> [WORK TO DO] Search the listing below for the string "with" and copy every line where it occurs.

----

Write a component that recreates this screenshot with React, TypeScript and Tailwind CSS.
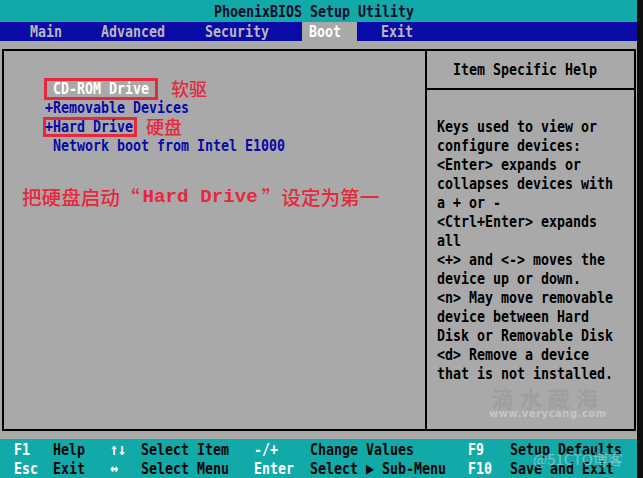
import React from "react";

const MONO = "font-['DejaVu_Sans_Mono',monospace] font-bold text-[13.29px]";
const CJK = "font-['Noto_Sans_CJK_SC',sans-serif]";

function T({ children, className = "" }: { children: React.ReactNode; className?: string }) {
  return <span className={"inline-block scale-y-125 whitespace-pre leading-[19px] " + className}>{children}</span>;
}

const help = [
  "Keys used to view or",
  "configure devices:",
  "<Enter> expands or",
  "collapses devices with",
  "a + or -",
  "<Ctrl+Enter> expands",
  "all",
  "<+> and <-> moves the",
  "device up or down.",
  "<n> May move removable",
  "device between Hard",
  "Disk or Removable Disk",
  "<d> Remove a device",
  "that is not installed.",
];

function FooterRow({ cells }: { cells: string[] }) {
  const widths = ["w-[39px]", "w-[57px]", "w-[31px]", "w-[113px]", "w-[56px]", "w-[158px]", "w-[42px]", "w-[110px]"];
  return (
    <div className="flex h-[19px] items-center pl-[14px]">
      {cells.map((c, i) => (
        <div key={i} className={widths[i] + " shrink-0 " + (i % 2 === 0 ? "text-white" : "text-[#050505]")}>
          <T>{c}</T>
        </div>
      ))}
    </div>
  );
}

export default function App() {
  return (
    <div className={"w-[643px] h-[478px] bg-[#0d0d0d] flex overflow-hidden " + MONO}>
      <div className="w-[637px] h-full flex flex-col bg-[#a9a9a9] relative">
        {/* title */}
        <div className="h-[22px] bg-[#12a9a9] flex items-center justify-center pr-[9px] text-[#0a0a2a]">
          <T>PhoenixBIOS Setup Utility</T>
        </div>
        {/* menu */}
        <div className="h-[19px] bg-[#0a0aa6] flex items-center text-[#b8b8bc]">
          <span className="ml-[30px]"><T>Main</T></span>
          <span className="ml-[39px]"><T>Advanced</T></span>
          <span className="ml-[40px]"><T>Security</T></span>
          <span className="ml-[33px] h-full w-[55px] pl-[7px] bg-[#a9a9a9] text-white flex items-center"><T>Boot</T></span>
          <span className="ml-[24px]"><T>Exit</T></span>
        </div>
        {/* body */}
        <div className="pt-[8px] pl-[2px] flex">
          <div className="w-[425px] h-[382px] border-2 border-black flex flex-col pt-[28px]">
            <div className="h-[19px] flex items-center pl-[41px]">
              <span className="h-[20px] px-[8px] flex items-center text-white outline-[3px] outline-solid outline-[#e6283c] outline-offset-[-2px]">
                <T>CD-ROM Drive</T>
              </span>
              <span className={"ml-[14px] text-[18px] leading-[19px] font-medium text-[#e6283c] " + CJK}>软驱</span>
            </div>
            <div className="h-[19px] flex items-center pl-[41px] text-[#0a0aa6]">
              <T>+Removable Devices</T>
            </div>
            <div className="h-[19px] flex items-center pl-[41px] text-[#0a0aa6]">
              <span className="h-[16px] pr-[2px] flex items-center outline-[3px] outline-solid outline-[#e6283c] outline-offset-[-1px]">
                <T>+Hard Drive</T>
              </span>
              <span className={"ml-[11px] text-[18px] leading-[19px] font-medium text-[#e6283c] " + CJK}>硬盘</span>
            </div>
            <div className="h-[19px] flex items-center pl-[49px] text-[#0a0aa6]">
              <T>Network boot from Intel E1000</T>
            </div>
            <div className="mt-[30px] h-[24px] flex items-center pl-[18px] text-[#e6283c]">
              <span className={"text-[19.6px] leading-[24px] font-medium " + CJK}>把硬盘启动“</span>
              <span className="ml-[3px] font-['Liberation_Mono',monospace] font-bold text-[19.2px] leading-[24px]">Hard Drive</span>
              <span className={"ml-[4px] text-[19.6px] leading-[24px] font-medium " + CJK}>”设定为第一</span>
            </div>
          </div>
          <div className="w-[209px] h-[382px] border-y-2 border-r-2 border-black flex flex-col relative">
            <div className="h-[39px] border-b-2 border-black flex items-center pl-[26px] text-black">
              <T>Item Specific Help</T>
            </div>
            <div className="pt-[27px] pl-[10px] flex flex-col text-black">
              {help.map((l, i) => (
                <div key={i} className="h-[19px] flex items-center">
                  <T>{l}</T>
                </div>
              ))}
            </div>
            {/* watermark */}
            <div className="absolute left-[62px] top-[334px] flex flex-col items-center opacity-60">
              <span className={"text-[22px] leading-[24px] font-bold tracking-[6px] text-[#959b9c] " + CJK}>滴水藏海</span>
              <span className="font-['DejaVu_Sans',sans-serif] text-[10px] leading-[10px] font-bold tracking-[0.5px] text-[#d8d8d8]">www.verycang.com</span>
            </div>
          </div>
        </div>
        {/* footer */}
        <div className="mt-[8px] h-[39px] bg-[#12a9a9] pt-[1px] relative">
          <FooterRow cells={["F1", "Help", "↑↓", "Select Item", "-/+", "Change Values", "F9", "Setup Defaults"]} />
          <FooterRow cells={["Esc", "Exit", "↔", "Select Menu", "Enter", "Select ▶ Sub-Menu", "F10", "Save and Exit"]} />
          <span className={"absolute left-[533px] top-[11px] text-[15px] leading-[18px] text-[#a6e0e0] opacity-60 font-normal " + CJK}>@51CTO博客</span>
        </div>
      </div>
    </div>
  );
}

----

> [OUTPUT BELOW]
Write a component that recreates this screenshot with React, TypeScript and Tailwind CSS.
  "collapses devices with",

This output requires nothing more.